Tax Liability and Business Structure
The structure you choose for your business will affect how your business is taxed and the degree to which you can be held personally liable. Here is a brief overview of the various structures:
Sole Proprietorship
This is a popular structure for single-owner businesses. No separate business entity is formed.
You report your business income and expenses on Schedule C, an attachment to your personal income tax return. Net earnings the business generates are subject to both self-employment taxes and income taxes. Sole proprietors may have employees but don’t take paychecks themselves.
Limited Liability Company
If you want protection for your personal assets in the event your business is sued, you might prefer a limited liability company (LLC). An LLC is a separate legal entity that can have one or more owners. Usually, income is taxed to the owners individually, and earnings are subject to self-employment taxes.
Corporation
A corporation is a separate legal entity that can transact business in its own name and files corporate income tax returns.
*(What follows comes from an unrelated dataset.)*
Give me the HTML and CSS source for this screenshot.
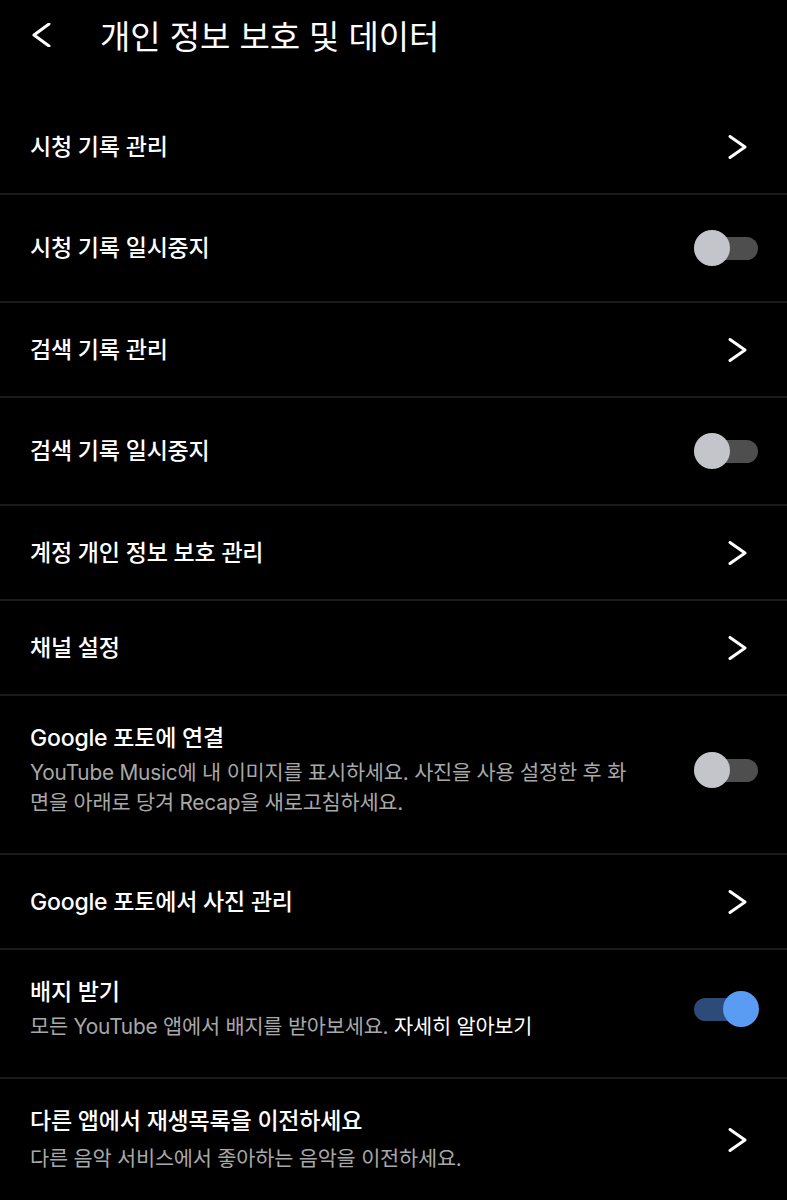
FILE: index.html
```html
<!DOCTYPE html>
<html lang="ko">
<head>
    <meta charset="UTF-8">
    <meta name="viewport" content="width=device-width, initial-scale=1.0">
    <title>개인 정보 보호 및 데이터</title>
    <link rel="stylesheet" href="styles.css">
</head>
<body>
    <div class="header">
        <svg class="back" width="24" height="24" viewBox="0 0 24 24">
            <path d="M19 1 L4 12 L19 23" fill="none" stroke="#fff" stroke-width="3" stroke-linecap="round" stroke-linejoin="round"/>
        </svg>
        <h1>개인 정보 보호 및 데이터</h1>
    </div>

    <div class="list">
        <div class="row">
            <div class="text"><div class="title">시청 기록 관리</div></div>
            <svg class="chev" width="30" height="24" viewBox="0 0 30 24"><path d="M2 1.5 L17 12 L2 22.5" fill="none" stroke="#fff" stroke-width="3" stroke-linecap="round" stroke-linejoin="round"/></svg>
        </div>
        <div class="row tall">
            <div class="text"><div class="title">시청 기록 일시중지</div></div>
            <div class="switch"><span class="knob"></span></div>
        </div>
        <div class="row">
            <div class="text"><div class="title">검색 기록 관리</div></div>
            <svg class="chev" width="30" height="24" viewBox="0 0 30 24"><path d="M2 1.5 L17 12 L2 22.5" fill="none" stroke="#fff" stroke-width="3" stroke-linecap="round" stroke-linejoin="round"/></svg>
        </div>
        <div class="row tall">
            <div class="text"><div class="title">검색 기록 일시중지</div></div>
            <div class="switch"><span class="knob"></span></div>
        </div>
        <div class="row">
            <div class="text"><div class="title">계정 개인 정보 보호 관리</div></div>
            <svg class="chev" width="30" height="24" viewBox="0 0 30 24"><path d="M2 1.5 L17 12 L2 22.5" fill="none" stroke="#fff" stroke-width="3" stroke-linecap="round" stroke-linejoin="round"/></svg>
        </div>
        <div class="row">
            <div class="text"><div class="title">채널 설정</div></div>
            <svg class="chev" width="30" height="24" viewBox="0 0 30 24"><path d="M2 1.5 L17 12 L2 22.5" fill="none" stroke="#fff" stroke-width="3" stroke-linecap="round" stroke-linejoin="round"/></svg>
        </div>
        <div class="row multi">
            <div class="text">
                <div class="title">Google 포토에 연결</div>
                <div class="sub narrow">YouTube Music에 내 이미지를 표시하세요. 사진을 사용 설정한 후 화면을 아래로 당겨 Recap을 새로고침하세요.</div>
            </div>
            <div class="switch"><span class="knob"></span></div>
        </div>
        <div class="row">
            <div class="text"><div class="title">Google 포토에서 사진 관리</div></div>
            <svg class="chev" width="30" height="24" viewBox="0 0 30 24"><path d="M2 1.5 L17 12 L2 22.5" fill="none" stroke="#fff" stroke-width="3" stroke-linecap="round" stroke-linejoin="round"/></svg>
        </div>
        <div class="row multi">
            <div class="text">
                <div class="title">배지 받기</div>
                <div class="sub">모든 YouTube 앱에서 배지를 받아보세요. <span class="link">자세히 알아보기</span></div>
            </div>
            <div class="switch on"><span class="knob"></span></div>
        </div>
        <div class="row multi last">
            <div class="text">
                <div class="title">다른 앱에서 재생목록을 이전하세요</div>
                <div class="sub gap">다른 음악 서비스에서 좋아하는 음악을 이전하세요.</div>
            </div>
            <svg class="chev" width="30" height="24" viewBox="0 0 30 24"><path d="M2 1.5 L17 12 L2 22.5" fill="none" stroke="#fff" stroke-width="3" stroke-linecap="round" stroke-linejoin="round"/></svg>
        </div>
    </div>
</body>
</html>
```

FILE: styles.css
```css
body{
    margin: 0;
    background-color: #000;
    color: #fff;
    font-family: Inter, "Noto Sans CJK KR", sans-serif;
}
.header{
    display: flex;
    align-items: center;
    height: 70px;
    padding: 0 30px;
    margin-bottom: 30px;
}
.back{
    flex: none;
}
h1{
    margin: 0 0 0 46px;
    font-size: 33px;
    font-weight: 400;
    letter-spacing: -0.1px;
}
.row{
    display: flex;
    align-items: center;
    min-height: 93px;
    padding: 0 29px 0 30px;
    border-bottom: 2px solid #1b1b1b;
}
.row.tall{
    min-height: 106px;
}
.row.multi{
    padding-top: 26px;
    padding-bottom: 35px;
    min-height: 0;
}
.row.last{
    border-bottom: none;
}
.text{
    flex: 1;
    min-width: 0;
}
.title{
    font-size: 23px;
    font-weight: 500;
    line-height: 32px;
    letter-spacing: -0.2px;
}
.sub{
    margin-top: 4px;
    font-size: 20.8px;
    line-height: 30px;
    color: #a8a8a8;
    padding-right: 12px;
    letter-spacing: -0.2px;
}
.sub.narrow{
    padding-right: 56px;
}
.sub.gap{
    margin-top: 7px;
}
.link{
    color: #fff;
}
.chev{
    flex: none;
}
.switch{
    flex: none;
    position: relative;
    width: 64px;
    height: 23px;
    border-radius: 12px;
    background-color: #4e4e4e;
}
.knob{
    position: absolute;
    left: 0;
    top: -7px;
    width: 36px;
    height: 36px;
    border-radius: 50%;
    background-color: #c4c5ca;
}
.switch.on{
    background-color: #2c4b78;
}
.switch.on .knob{
    left: 29px;
    background-color: #5a9cf4;
}
```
Like an LLC, a corporation can have one or more owners. Shareholders generally are protected from personal liability but can be held responsible for repaying any business debts they’ve personally guaranteed.
Partnership
A partnership is like an LLC or an S corporation. However, partnerships must have at least one general partner who is personally liable for the partnership’s debts and obligations. Profits and losses are divided among the partners and taxed to them individually.